→ **Written instruction**
Comb through the entries for "this" and pull out each line that holds it.

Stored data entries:

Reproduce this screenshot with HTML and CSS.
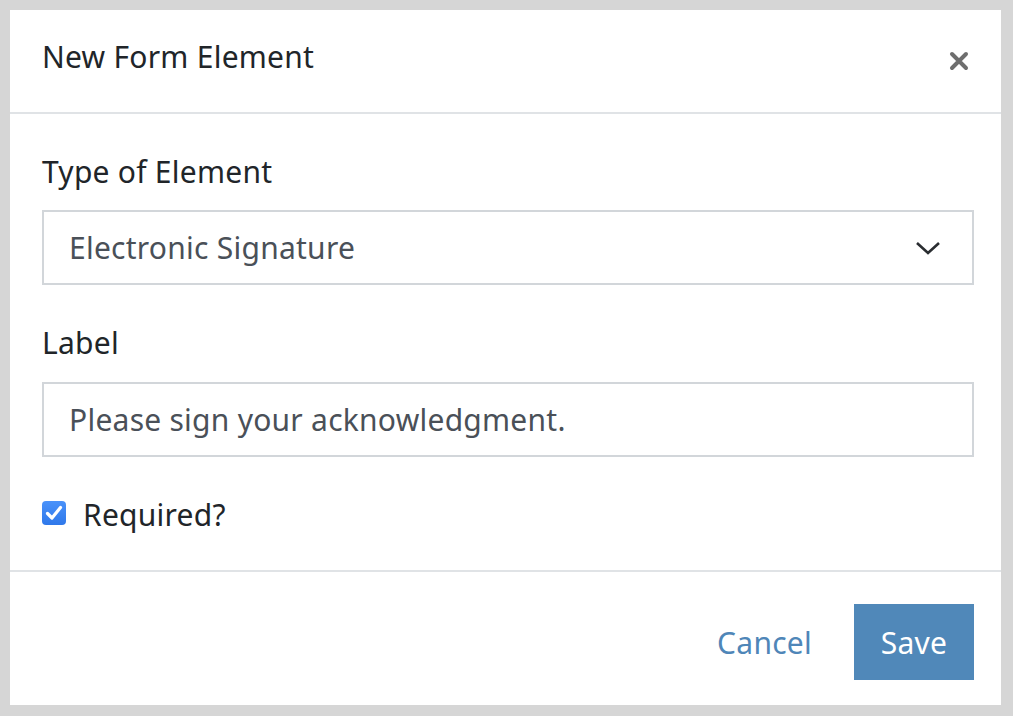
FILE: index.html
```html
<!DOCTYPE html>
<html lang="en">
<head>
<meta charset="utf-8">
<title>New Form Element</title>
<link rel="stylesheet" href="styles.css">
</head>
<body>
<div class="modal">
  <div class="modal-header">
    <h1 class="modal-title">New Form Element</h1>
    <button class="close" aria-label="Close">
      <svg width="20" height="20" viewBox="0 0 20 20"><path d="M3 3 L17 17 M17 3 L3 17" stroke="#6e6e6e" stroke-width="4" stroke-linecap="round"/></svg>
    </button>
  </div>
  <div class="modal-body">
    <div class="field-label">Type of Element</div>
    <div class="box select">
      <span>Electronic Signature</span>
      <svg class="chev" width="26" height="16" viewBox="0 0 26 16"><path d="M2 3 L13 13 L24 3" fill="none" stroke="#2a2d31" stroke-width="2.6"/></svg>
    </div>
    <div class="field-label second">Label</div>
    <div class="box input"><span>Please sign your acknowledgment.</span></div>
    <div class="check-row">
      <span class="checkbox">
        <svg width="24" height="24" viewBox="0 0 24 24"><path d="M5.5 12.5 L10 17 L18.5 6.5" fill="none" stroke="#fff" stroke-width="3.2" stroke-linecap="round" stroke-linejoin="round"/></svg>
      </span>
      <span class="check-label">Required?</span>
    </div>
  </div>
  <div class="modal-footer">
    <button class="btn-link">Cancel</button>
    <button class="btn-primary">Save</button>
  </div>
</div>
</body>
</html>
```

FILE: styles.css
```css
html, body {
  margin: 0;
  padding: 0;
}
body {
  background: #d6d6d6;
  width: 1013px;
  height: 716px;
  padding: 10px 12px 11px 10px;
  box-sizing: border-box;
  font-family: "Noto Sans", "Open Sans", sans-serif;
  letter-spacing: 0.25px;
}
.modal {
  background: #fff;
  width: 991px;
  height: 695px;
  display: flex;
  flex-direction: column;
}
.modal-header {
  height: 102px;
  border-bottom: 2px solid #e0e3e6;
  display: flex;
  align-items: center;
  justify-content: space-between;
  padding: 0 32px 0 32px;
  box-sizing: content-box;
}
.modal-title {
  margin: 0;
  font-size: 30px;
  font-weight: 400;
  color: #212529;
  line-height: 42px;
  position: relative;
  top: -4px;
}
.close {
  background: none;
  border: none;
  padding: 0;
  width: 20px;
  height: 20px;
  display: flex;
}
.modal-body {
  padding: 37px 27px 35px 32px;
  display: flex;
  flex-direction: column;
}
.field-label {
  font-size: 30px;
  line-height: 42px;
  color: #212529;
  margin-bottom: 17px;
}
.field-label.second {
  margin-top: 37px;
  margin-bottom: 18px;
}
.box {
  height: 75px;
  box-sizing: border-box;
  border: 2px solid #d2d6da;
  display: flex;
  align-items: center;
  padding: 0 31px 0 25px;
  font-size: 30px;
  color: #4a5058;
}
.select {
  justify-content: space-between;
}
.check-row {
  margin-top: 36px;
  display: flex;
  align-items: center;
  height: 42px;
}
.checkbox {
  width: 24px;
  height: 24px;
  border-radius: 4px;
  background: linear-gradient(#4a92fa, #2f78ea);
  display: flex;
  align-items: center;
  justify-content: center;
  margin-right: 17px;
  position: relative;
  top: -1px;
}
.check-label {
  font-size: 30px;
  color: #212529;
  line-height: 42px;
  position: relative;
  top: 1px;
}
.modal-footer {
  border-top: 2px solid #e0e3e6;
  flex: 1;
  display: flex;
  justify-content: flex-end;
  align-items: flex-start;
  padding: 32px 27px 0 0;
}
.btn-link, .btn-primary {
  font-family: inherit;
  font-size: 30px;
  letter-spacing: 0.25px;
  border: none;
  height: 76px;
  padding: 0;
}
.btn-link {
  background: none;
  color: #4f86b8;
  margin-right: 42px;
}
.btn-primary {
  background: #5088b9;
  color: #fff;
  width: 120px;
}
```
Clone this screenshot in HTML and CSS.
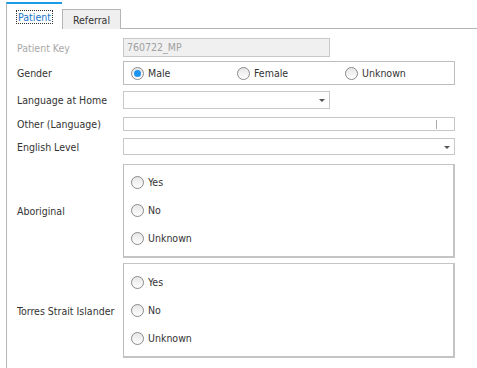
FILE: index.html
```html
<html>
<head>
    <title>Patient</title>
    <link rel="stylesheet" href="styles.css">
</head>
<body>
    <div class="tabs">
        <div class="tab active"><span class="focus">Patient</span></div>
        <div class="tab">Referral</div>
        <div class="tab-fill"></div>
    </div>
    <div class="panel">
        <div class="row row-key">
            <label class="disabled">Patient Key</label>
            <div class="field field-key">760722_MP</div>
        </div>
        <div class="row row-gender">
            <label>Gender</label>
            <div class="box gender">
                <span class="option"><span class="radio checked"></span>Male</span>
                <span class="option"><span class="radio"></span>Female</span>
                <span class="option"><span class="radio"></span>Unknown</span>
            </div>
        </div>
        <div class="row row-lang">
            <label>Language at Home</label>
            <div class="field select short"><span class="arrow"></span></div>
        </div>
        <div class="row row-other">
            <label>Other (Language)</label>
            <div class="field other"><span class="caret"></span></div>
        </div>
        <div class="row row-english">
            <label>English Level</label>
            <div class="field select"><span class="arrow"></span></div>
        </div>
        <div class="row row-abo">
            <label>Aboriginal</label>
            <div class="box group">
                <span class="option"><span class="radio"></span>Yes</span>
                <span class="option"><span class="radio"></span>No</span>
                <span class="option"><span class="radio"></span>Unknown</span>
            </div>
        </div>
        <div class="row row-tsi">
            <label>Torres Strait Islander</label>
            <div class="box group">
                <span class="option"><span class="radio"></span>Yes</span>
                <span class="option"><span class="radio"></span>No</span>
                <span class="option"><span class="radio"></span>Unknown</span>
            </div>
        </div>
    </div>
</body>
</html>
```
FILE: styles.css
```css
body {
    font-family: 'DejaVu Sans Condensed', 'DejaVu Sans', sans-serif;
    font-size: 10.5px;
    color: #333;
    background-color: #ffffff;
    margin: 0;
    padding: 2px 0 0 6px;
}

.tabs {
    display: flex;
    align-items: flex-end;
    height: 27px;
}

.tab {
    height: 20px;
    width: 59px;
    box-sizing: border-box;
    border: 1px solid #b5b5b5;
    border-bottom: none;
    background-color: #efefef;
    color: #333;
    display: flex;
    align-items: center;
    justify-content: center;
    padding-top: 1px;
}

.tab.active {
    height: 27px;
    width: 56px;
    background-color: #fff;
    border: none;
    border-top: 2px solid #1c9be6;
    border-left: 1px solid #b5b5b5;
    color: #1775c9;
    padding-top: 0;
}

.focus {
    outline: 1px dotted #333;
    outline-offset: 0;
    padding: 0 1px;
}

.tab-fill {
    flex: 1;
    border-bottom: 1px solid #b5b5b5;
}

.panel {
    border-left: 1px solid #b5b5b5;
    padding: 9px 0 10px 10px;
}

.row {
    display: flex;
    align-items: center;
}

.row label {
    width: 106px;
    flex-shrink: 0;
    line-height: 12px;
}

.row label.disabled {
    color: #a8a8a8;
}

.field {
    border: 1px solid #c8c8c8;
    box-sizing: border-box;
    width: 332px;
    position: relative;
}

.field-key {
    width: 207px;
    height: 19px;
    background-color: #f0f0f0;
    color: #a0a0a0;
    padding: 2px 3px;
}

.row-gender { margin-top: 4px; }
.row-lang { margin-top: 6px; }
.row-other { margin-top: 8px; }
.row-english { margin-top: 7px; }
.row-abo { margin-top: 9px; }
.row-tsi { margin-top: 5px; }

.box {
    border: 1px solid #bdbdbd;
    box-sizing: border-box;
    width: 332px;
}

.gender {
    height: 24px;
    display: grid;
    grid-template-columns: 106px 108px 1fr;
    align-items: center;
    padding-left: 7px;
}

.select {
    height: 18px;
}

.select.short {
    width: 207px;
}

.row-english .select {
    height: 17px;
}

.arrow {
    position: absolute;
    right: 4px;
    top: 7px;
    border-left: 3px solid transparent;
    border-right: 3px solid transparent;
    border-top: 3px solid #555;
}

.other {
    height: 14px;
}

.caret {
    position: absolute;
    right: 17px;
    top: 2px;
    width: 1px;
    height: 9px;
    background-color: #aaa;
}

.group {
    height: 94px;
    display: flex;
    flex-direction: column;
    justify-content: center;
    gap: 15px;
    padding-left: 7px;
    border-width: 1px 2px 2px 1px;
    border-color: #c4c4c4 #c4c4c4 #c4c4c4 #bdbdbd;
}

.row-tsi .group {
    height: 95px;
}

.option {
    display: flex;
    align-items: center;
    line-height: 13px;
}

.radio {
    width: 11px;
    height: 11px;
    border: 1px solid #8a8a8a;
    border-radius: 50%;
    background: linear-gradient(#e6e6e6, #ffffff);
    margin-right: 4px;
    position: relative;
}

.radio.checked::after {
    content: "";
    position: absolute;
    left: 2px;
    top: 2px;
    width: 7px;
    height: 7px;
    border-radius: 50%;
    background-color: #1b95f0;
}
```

→ **Answer**
Reproduce this screenshot with HTML and CSS.
Clone this screenshot in HTML and CSS.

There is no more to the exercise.